Online Colloquium No. 27: Quantum Social Science: Responding to the Climate Crisis

Date and time
Duration
2 Stunden
Referent

Prof. Dr. Karen O'Brien, University of Oslo

Karen O’Brien is a Professor in the Department of Sociology and Human Geography at the University of Oslo in Norway. She holds a PhD in Geography (1995) from the Pennsylvania State University, where she studied the relationship between tropical deforestation and climate change in Chiapas, Mexico. Over the past three decades, Karen has focused on understanding the social and human dimensions of environmental change, including its relationship with globalization and implications for human security. She has participated in four IPCC reports and published numerous books and articles about climate change. Her current research projects, AdaptationCONNECTS, emphasizes the role of creativity, collaboration, empowerment, and narratives in adaptation and transformation processes, including the role of paradigms in generating conscious social change.
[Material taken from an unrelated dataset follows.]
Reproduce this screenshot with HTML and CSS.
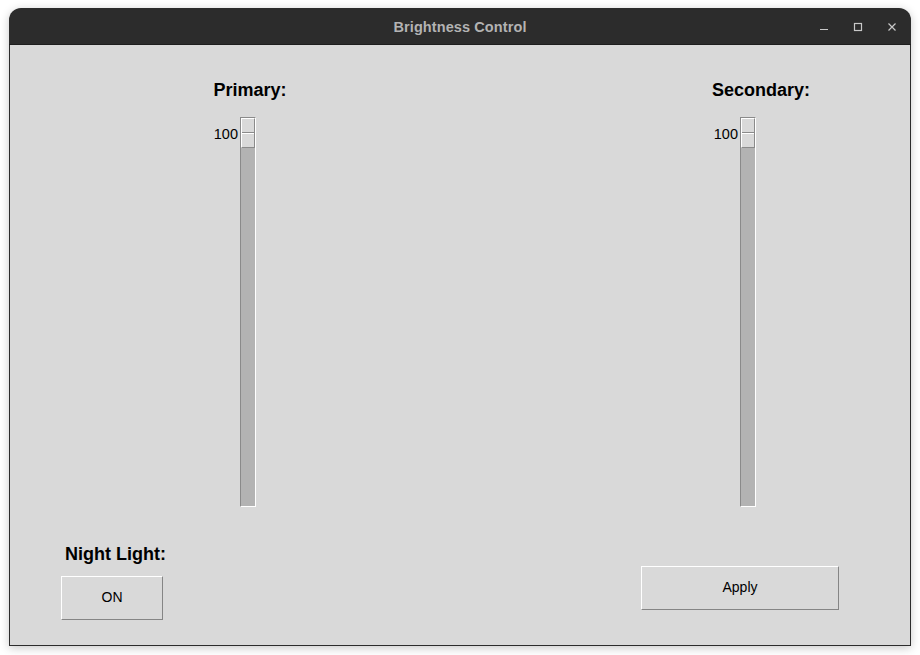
FILE: index.html
```html
<!DOCTYPE html>
<html>
<head>
<meta charset="utf-8">
<link rel="stylesheet" href="styles.css">
</head>
<body>
<div class="window">
  <div class="titlebar">
    <span class="title">Brightness Control</span>
    <div class="controls">
      <svg class="ctl" width="10" height="10" viewBox="0 0 10 10"><path d="M1 7.5H9" stroke="#c8c8c8" stroke-width="1.2"/></svg>
      <svg class="ctl" width="10" height="10" viewBox="0 0 10 10"><rect x="1.5" y="1.5" width="7" height="7" fill="none" stroke="#c8c8c8" stroke-width="1.2"/></svg>
      <svg class="ctl" width="10" height="10" viewBox="0 0 10 10"><path d="M1.5 1.5L8.5 8.5M8.5 1.5L1.5 8.5" stroke="#c8c8c8" stroke-width="1.2"/></svg>
    </div>
  </div>
  <div class="content">
    <div class="sliders">
      <div class="col col-primary">
        <div class="label">Primary:</div>
        <div class="scale">
          <span class="value">100</span>
          <div class="trough"><div class="handle"></div></div>
        </div>
      </div>
      <div class="col col-secondary">
        <div class="label">Secondary:</div>
        <div class="scale">
          <span class="value">100</span>
          <div class="trough"><div class="handle"></div></div>
        </div>
      </div>
    </div>
    <div class="bottom">
      <div class="night">
        <div class="label night-label">Night Light:</div>
        <button class="btn btn-on">ON</button>
      </div>
      <button class="btn btn-apply">Apply</button>
    </div>
  </div>
</div>
</body>
</html>
```
FILE: styles.css
```css
html, body {
  margin: 0;
  padding: 0;
  background: #ffffff;
}
body {
  width: 920px;
  height: 655px;
  overflow: hidden;
  font-family: "Liberation Sans", Arial, sans-serif;
}
.window {
  margin: 8px 0 0 9px;
  width: 902px;
  height: 638px;
  border-radius: 12px 12px 0 0;
  overflow: hidden;
  background: #2c2c2c;
  box-shadow: 0 2px 10px rgba(0,0,0,0.22);
  display: flex;
  flex-direction: column;
}
.titlebar {
  height: 37px;
  flex: none;
  box-sizing: border-box;
  border-bottom: 1px solid #1e1e1e;
  position: relative;
  display: flex;
  align-items: center;
  justify-content: center;
}
.title {
  color: #b3b3b3;
  font-family: "Liberation Sans", Arial, sans-serif;
  font-weight: bold;
  font-size: 14.5px;
  letter-spacing: 0.1px;
  margin-top: 1px;
}
.controls {
  position: absolute;
  right: 14px;
  top: 14px;
  display: flex;
  gap: 24px;
}
.ctl { display: block; }
.content {
  flex: 1;
  background: #d9d9d9;
  border: 1px solid #2c2c2c;
  border-top: none;
  display: flex;
  flex-direction: column;
}
.sliders {
  display: flex;
  padding-top: 35px;
  padding-left: 190px;
}
.col {
  width: 100px;
  display: flex;
  flex-direction: column;
}
.col-secondary {
  margin-left: 411px;
}
.label {
  font-weight: bold;
  font-size: 18px;
  line-height: 21px;
  color: #000;
  text-align: center;
  white-space: nowrap;
}
.scale {
  margin-top: 16px;
  display: flex;
  align-items: flex-start;
}
.col-primary .scale { margin-left: 7px; }
.col-secondary .scale { margin-left: -4px; }
.value {
  width: 31px;
  text-align: right;
  font-size: 14.5px;
  line-height: 16px;
  margin-top: 9px;
  margin-right: 2px;
  color: #000;
}
.trough {
  width: 16px;
  height: 390px;
  box-sizing: border-box;
  background: #b3b3b3;
  border-top: 1px solid #8a8a8a;
  border-left: 1px solid #8a8a8a;
  border-right: 1px solid #ffffff;
  border-bottom: 1px solid #ffffff;
}
.handle {
  width: 14px;
  height: 30px;
  box-sizing: border-box;
  background: #d9d9d9;
  border-top: 1px solid #ffffff;
  border-left: 1px solid #ffffff;
  border-right: 1px solid #8a8a8a;
  border-bottom: 1px solid #8a8a8a;
  position: relative;
}
.handle::after {
  content: "";
  position: absolute;
  left: 0;
  right: 0;
  top: 13px;
  height: 1px;
  background: #8a8a8a;
  border-bottom: 1px solid #ffffff;
}
.bottom {
  display: flex;
  align-items: flex-start;
  padding-top: 37px;
  padding-left: 51px;
}
.night {
  width: 110px;
  display: flex;
  flex-direction: column;
  align-items: flex-start;
}
.night-label {
  margin-left: 4px;
}
.btn {
  font-family: "Liberation Sans", Arial, sans-serif;
  font-size: 14px;
  color: #000;
  background: #d9d9d9;
  box-sizing: border-box;
  border-top: 1px solid #ffffff;
  border-left: 1px solid #ffffff;
  border-right: 1px solid #858585;
  border-bottom: 1px solid #858585;
  padding: 0 0 2px 0;
  margin: 0;
}
.btn-on {
  width: 102px;
  height: 44px;
  margin-top: 11px;
}
.btn-apply {
  width: 198px;
  height: 44px;
  margin-top: 22px;
  margin-left: 470px;
}
```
Karen is cofounder of cCHANGE, promoting integrative perspectives on transformation in a changing climate and coauthor (with Robin Leichenko) of the textbook, Climate and Society: Transforming the Future.

Details

Climate change research makes it clear that the world is on a dangerous path, and that we have a small window of opportunity to avoid severe, widespread, and irreversible global impacts. At a time when radical social transformations are called for, most people feel they cannot make a difference. Some conclude that we are heading for societal collapse and doomed for extinction. Yet, what if we are drawing on the wrong paradigm for understanding deliberate transformations to sustainability? What if we are underestimating our collective capacity to generate for social change? In this Colloquium, I will explore ideas from quantum social theory and their implications for climate change responses. I will suggest that closer attention to metaphors, meanings, and mattering can empower quantum social change. In fact, I will argue that when it comes to climate change responses, we matter more than we think.